PROBLEM REQUIREMENTS: Each line of the material below that holds the word "index" needs to be copied.

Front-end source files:
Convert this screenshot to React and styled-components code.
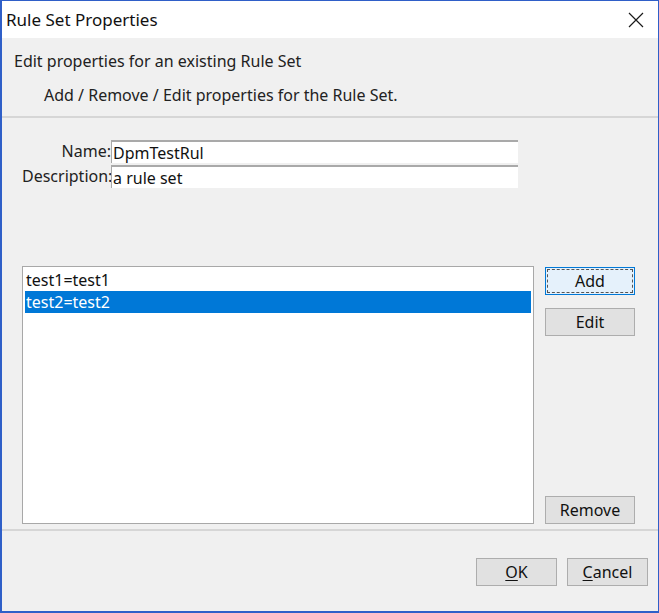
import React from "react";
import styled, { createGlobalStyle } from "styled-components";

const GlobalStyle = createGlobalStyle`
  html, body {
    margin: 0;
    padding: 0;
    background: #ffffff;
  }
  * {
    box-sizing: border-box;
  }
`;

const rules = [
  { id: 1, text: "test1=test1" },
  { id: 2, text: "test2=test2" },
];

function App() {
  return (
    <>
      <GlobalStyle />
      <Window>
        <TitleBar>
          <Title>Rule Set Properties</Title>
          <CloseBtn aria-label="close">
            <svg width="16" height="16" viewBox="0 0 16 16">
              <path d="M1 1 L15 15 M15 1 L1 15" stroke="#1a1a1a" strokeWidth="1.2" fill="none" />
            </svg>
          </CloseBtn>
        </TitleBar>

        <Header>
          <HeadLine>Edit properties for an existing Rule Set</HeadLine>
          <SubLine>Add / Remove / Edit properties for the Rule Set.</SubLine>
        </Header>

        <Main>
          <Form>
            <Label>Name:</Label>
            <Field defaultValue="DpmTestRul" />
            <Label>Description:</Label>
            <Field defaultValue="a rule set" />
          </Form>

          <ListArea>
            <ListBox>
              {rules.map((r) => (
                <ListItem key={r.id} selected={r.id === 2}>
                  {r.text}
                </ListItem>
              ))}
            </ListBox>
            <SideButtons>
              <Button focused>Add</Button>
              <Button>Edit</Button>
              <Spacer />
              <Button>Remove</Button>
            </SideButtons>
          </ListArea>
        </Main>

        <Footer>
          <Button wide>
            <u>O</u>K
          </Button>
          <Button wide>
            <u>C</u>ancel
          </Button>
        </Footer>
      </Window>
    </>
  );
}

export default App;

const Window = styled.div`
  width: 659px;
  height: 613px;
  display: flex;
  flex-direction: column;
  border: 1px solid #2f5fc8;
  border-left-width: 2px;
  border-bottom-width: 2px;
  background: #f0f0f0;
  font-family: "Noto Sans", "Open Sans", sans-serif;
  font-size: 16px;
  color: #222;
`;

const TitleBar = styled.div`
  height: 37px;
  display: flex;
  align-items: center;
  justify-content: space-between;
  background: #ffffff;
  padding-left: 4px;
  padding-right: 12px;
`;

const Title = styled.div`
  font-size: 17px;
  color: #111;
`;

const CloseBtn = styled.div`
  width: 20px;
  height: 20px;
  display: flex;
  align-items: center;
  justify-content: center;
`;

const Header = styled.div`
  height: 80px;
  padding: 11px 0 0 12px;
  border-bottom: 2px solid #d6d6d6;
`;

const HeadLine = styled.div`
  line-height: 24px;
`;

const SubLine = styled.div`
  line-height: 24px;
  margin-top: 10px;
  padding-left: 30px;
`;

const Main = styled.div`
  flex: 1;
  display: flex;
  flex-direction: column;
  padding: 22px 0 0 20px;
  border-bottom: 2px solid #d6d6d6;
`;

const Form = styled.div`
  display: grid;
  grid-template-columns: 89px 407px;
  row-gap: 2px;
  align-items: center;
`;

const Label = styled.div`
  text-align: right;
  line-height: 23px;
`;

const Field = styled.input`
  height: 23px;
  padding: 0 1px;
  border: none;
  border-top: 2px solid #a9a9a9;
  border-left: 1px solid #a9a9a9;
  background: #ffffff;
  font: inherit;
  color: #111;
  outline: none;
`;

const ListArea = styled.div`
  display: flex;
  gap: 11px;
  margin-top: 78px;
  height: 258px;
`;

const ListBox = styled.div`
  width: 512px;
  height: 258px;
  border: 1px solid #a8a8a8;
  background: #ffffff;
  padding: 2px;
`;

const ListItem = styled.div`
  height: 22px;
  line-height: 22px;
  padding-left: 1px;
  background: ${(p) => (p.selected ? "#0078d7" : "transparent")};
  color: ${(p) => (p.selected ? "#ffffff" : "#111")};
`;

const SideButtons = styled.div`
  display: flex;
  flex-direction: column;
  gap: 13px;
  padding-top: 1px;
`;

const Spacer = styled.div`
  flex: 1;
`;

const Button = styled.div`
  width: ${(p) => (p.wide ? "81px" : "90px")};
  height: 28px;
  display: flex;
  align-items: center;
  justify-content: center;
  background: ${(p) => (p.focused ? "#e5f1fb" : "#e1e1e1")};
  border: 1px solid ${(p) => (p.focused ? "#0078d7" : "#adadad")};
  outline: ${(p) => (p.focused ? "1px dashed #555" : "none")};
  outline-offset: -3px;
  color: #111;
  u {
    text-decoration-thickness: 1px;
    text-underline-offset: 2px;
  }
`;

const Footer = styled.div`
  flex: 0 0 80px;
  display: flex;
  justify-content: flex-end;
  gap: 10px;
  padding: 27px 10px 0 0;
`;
---
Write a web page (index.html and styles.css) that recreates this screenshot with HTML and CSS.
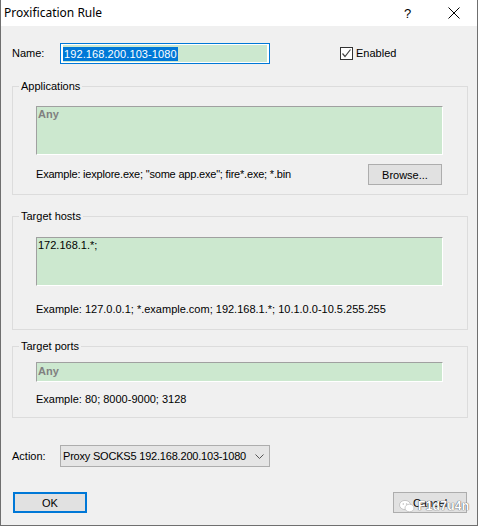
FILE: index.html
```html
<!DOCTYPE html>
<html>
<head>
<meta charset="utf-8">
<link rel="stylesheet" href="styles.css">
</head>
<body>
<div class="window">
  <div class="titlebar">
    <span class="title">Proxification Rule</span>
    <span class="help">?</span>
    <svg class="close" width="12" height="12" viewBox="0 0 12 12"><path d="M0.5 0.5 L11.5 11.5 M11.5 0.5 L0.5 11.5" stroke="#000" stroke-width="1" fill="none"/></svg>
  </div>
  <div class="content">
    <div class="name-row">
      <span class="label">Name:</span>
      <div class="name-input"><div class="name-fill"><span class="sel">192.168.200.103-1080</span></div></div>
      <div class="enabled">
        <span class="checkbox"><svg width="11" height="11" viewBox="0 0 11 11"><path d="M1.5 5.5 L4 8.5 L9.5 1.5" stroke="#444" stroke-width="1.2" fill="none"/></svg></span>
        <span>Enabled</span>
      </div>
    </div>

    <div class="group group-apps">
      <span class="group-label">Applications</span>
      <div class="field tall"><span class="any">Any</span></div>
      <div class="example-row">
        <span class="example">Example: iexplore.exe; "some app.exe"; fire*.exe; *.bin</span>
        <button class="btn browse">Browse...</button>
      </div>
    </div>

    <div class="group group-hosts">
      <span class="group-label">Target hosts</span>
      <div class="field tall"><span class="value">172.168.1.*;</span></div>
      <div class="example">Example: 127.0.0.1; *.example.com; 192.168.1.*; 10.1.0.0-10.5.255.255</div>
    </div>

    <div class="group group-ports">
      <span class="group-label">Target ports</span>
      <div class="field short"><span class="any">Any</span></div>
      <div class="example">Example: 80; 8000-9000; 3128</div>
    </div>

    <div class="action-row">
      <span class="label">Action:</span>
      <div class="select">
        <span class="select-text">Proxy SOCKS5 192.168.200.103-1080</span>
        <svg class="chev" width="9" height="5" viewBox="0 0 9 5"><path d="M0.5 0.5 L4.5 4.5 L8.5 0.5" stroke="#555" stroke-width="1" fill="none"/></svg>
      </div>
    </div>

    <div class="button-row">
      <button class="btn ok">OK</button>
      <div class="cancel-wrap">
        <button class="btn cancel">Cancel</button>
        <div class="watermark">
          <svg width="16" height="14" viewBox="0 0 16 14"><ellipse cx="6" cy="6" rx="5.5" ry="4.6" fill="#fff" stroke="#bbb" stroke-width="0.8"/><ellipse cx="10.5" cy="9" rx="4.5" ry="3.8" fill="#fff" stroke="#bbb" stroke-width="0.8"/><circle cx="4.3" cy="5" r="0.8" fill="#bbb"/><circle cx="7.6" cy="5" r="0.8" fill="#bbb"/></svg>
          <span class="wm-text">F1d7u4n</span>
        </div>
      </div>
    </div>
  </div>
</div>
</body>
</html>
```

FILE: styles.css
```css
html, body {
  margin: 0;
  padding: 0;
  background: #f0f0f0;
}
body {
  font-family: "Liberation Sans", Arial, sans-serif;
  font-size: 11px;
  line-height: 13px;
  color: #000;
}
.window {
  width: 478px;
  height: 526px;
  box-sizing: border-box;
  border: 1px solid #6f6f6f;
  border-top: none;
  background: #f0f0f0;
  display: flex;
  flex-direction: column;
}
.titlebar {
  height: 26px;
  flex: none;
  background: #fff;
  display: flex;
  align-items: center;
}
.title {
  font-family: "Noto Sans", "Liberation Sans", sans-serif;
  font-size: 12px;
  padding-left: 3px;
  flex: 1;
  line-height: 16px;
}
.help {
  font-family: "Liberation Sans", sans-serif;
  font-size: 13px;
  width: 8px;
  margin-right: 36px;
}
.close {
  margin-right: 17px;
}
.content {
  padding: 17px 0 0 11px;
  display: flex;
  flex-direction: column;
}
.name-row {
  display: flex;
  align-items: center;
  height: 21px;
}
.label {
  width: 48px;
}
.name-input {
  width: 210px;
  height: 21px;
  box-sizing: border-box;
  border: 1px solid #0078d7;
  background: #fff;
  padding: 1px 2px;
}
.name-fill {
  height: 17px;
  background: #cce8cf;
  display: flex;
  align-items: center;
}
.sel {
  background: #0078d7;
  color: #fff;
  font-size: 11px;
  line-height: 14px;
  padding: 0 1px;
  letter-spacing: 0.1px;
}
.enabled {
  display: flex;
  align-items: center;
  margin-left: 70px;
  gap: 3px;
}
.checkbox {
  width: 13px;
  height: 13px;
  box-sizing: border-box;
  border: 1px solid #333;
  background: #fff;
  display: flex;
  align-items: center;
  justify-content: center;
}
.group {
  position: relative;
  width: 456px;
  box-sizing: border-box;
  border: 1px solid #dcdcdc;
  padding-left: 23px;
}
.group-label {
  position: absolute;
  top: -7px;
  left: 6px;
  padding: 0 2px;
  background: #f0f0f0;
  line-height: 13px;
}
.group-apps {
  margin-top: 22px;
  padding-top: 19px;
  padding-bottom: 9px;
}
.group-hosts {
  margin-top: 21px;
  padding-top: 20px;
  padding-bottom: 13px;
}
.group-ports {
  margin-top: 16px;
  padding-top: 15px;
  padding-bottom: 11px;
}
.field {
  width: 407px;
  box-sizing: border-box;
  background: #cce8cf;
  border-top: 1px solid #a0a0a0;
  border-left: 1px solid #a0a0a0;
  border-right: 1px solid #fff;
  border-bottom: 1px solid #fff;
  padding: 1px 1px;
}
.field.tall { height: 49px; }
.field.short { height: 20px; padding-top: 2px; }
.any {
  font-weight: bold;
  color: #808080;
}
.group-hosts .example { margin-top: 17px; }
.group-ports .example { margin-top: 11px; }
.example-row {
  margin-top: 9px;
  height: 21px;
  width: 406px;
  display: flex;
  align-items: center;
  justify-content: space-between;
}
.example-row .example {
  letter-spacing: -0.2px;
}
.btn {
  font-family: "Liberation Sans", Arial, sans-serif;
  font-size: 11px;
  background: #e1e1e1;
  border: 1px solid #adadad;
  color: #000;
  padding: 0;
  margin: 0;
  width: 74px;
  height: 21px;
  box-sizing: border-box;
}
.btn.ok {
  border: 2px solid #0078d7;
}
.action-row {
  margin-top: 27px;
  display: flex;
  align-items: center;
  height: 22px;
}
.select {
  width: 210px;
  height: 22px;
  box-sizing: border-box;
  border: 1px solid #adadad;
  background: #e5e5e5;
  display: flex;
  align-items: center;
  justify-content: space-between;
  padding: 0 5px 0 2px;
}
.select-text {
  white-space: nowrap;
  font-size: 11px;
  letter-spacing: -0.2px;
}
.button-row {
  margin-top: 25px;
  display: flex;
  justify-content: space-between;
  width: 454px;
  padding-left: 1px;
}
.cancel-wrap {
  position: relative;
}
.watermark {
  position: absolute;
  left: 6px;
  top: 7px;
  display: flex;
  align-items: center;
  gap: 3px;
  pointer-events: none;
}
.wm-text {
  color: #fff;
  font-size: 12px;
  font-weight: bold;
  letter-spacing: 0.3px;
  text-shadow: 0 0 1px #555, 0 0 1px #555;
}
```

RESULT FOR THIS EXERCISE:
Write a web page (index.html and styles.css) that recreates this screenshot with HTML and CSS.
FILE: index.html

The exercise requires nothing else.